The team behind Fed Square’s ambitious 87-square-metre home and urban farm Future Food System – eco-entrepreneur Joost Bakker and ex-Oakridge executive chefs Jo Barrett and Matt Stone – are bringing back Bakker’s soup kitchen, Brothl, for one day only this Friday.

“I get messages all the time from people asking when it’s coming back,” Bakker tells Broadsheet. “So here we are.”

It’s been six years since his zero-waste, “closed loop” Hardware Street cafe – with a focus on hearty, nutrient-rich broths – closed following a dispute with the council. Its resurrection, in pop-up form, is to celebrate the launch of Returnr Marketplace – “a game changer when it comes to zero waste”, says Bakker.

The new Melbourne-based grocery- and booze-delivery service (with a difference) is the latest project by Keepcup co-founder Jamie Forsyth. It’s a members-only marketplace that allows you to order everything from fresh fruit and veg to wine, to be delivered in specially designed, reusable containers (which Forsyth calls “assets”). Once they’re empty, you simply leave them on your doorstep to be picked up when the next delivery is dropped off – à la the old milk-bottle system.

It’s stocked with loyally followed local brands such as Schulz Organic Dairy milk, Market Lane and Seven Seeds coffee, Prana Chai, Glou wine, Mount Zero Olives products, and Gewurzhaus spices, with hundreds more to be added. There’s also a low-price promise: Returnr will match or beat another retail price, so you don’t have to pay a premium for a more sustainable service. Better yet, the stainless-steel containers are a shortcut to an aesthetically pleasing pantry (you can finally put a stop to the Tupperware avalanche that happens every time you open the pantry – or is that just us?).

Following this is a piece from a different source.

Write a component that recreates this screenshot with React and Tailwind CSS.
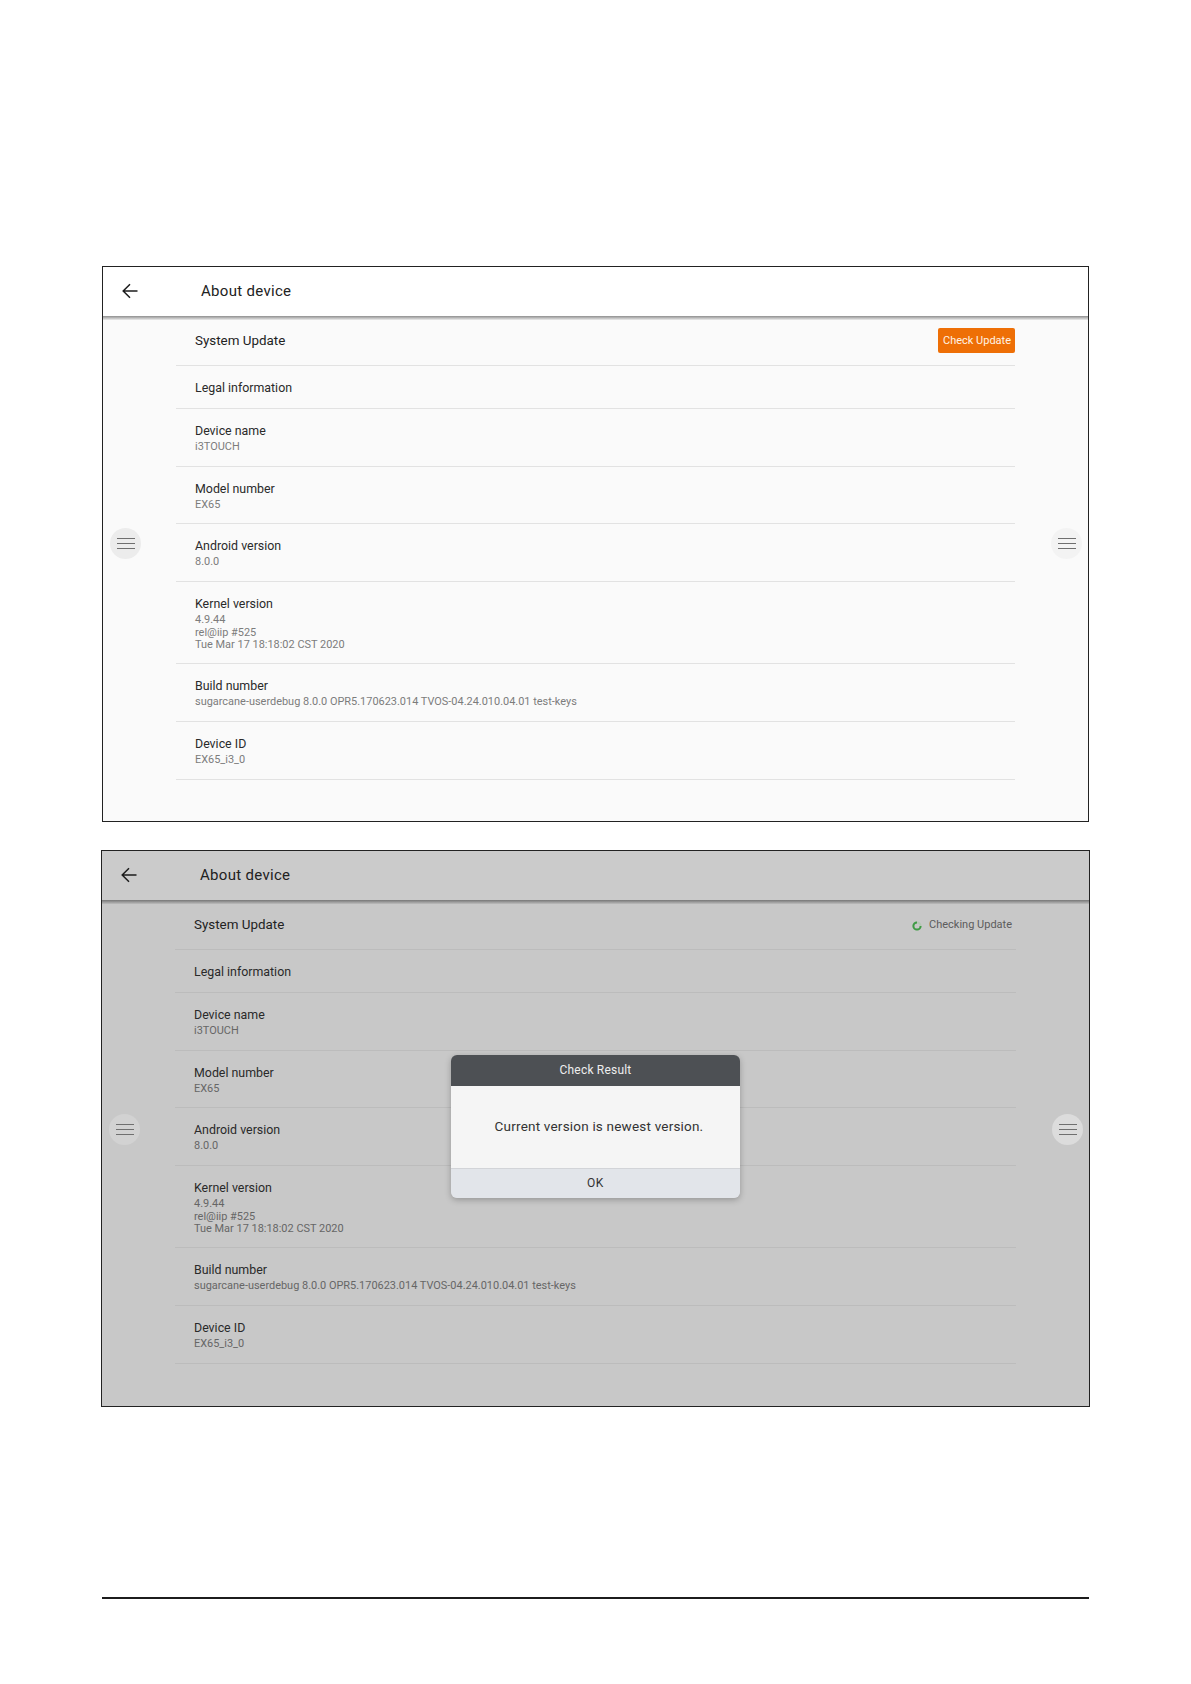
const rows = [
  { t: "Legal information", h: "h-[43px]" },
  { t: "Device name", s: ["i3TOUCH"], h: "h-[58px]" },
  { t: "Model number", s: ["EX65"], h: "h-[57px]" },
  { t: "Android version", s: ["8.0.0"], h: "h-[58px]" },
  { t: "Kernel version", s: ["4.9.44", "rel@iip #525", "Tue Mar 17 18:18:02 CST 2020"], h: "h-[82px]" },
  { t: "Build number", s: ["sugarcane-userdebug 8.0.0 OPR5.170623.014 TVOS-04.24.010.04.01 test-keys"], h: "h-[58px]" },
  { t: "Device ID", s: ["EX65_i3_0"], h: "h-[58px]" },
];

function Handle({ dim, side }) {
  const fill = dim
    ? side === "left" ? "bg-[#d2d2d2]" : "bg-[#dcdcdc]"
    : side === "left" ? "bg-[#ececec]" : "bg-[#f3f3f3]";
  return (
    <div
      className={`absolute flex h-[31px] w-[31px] flex-col items-center justify-center gap-[4px] rounded-full ${dim ? "top-[263px]" : "top-[261px]"} ${side === "left" ? "left-[7px]" : "right-[6px]"} ${fill}`}
    >
      <span className="h-px w-[18px] bg-[#6f6f6f]" />
      <span className="h-px w-[18px] bg-[#6f6f6f]" />
      <span className="h-px w-[18px] bg-[#6f6f6f]" />
    </div>
  );
}

function Panel({ dim, children }) {
  return (
    <div className={`relative border ${dim ? "mt-[28px] ml-[101px] h-[557px] w-[989px] border-[#222] bg-[#c8c8c8]" : "ml-[102px] h-[556px] w-[987px] border-[#222] bg-[#fafafa]"}`}>
      <div className={`flex h-[49px] items-center ${dim ? "bg-[#cbcbcb]" : "bg-white"}`}>
        <svg width="16" height="16" viewBox="0 0 16 16" className="mb-[1px] ml-[19px] shrink-0" fill="none" stroke="#1c1c1c" strokeWidth="1.5">
          <path d="M15.5 8H1.2M8 1.2L1.2 8L8 14.8" />
        </svg>
        <span className="ml-[63px] text-[15px] tracking-[0.3px] text-[#222]">About device</span>
      </div>
      <div className={`h-[4px] bg-gradient-to-b ${dim ? "from-[#777] to-[#bdbdbd]" : "from-[#8f8f8f] to-[#ececec]"}`} />
      <div className="mx-[73px]">
        <div className={`flex h-[46px] items-center justify-between border-b pb-[3px] pl-[19px] ${dim ? "border-[#bcbcbc]" : "border-[#e2e2e2]"}`}>
          <span className="text-[13.4px] text-[#222]">System Update</span>
          {dim ? (
            <span className="mt-[1px] mr-[4px] flex items-center gap-[6px] text-[11px] text-[#5c5c5c]">
              <svg width="12" height="12" viewBox="0 0 12 12" fill="none" strokeWidth="2">
                <circle cx="6" cy="6" r="3.6" stroke="#b4c8b4" />
                <path d="M6 2.4A3.6 3.6 0 1 0 9.6 6" stroke="#3f9a45" />
              </svg>
              Checking Update
            </span>
          ) : (
            <span className="mb-[1px] flex h-[25px] w-[77px] items-center justify-center rounded-[2px] bg-[#ee6f06] pt-[1px] pl-[1px] text-[11px] text-[#fff3e6]">Check Update</span>
          )}
        </div>
        {rows.map((r) => (
          <div key={r.t} className={`${r.h} border-b pt-[14px] pl-[19px] ${dim ? "border-[#bcbcbc]" : "border-[#e2e2e2]"}`}>
            <div className="text-[12.4px] leading-[16px] text-[#2a2a2a]">{r.t}</div>
            <div className="mt-[2px]">
              {r.s && r.s.map((l) => (
                <div key={l} className={`text-[10.95px] leading-[12.5px] ${dim ? "text-[#666]" : "text-[#7c7c7c]"}`}>{l}</div>
              ))}
            </div>
          </div>
        ))}
      </div>
      <Handle dim={dim} side="left" />
      <Handle dim={dim} side="right" />
      {children}
    </div>
  );
}

export default function App() {
  return (
    <div className="h-[1684px] w-[1191px] overflow-hidden bg-white pt-[266px] font-['Roboto',sans-serif]">
      <Panel />
      <Panel dim>
        <div className="absolute top-[204px] left-[349px] w-[289px] overflow-hidden rounded-[6px] shadow-[0_2px_6px_rgba(0,0,0,0.25)]">
          <div className="flex h-[31px] items-center justify-center bg-[#4d5054] pb-[1px] text-[12px] tracking-[0.2px] text-[#eeeeee]">Check Result</div>
          <div className="flex h-[82px] items-center justify-center bg-[#f5f5f5] pb-[2px] pl-[7px] text-[13.5px] tracking-[0.2px] text-[#333]">Current version is newest version.</div>
          <div className="flex h-[30px] items-center justify-center border-t border-[#d2d4d8] bg-[#e2e5ea] pb-[1px] text-[12px] tracking-[0.5px] text-[#333]">OK</div>
        </div>
      </Panel>
      <div className="mt-[190px] ml-[102px] h-[2px] w-[987px] bg-[#1c1c1c]" />
    </div>
  );
}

“The underlying point of the platform is that it’s zero waste, but a big part … is that it organises your pantry,” Forsyth tells Broadsheet. “When you get your containers, the idea is you put them directly in your pantry. They stack, they nest, they have function. Everything comes with a label system. It’s colour-coded and it looks really beautiful.

“It’s not like a library where you have to return a book in two weeks; you just return assets when you’re finished with them,” he continues. “So for a pre-made meal, you might be done with the asset that night, but you might have a shampoo in a pump bottle for six months.

“We want to make a real material difference to the waste that’s going into and coming out of homes.”

In line with the launch, on Friday the Future Food System crew will be ladling out three soups at Fed Square’s River Terrace. On the menu is a 48-hour wild-venison broth and another with wild pork, both made using the whole animal. There’ll also be a 12-hour vegan option made with “not so good-looking” mushrooms and seaweed wild-harvested in Tassie. Most of the vegetables, herbs, garums and misos come from the home, with sustainable, ethically harvested meat from Discovered Wildfoods. “Discovered Wildfoods supplies a variety of venison, different deer and wild boars, to a bunch of restaurants, but [co-founder Billy Staughton] is really adamant on making wild meat something we consume a lot more of,” Stone says. “It’s carbon-neutral because it’s wild, so we’re making a super nutritious broth with that and a vegan one as well.”

“It’s probably the best food on earth,” adds Bakker. “It’s a wild animal, it’s lived the best life, and that comes through in the flavour. It’s unlike anything you’ve ever eaten before, so we thought we’d turn it into a broth.”

After discussing the hazardous impact wild deer and pigs have on native environments, Bakker and Staughton are eager to incentivise more licensed hunters to provide meat to Discovered Wildfoods that can eventually be turned into a sustainable Brothl product. “By this time next year, we’d like to have a product in market,” says Bakker.

For now, though, you can try one of the early versions for $15 a bowl at the pop-up. To drink, Mac Forbes will be pouring his Yarra Valley wine. And bottles of the Future Food System limited-release Spring Gin will also be available to buy. Just 400 bottles were distilled at Darling Distillery in Clifton Hill, using botanicals from the house; think calendula and magnolia blossom, lemon, rhubarb, fresh parsley and native thyme.

The Brothl pop-up is at Fed Square’s River Terrace, near Deakin Edge, on Friday October 15 from 3pm to 8pm. Returnr Marketplace currently delivers to select Melbourne suburbs on Mondays, Tuesdays and Thursday; become a member online.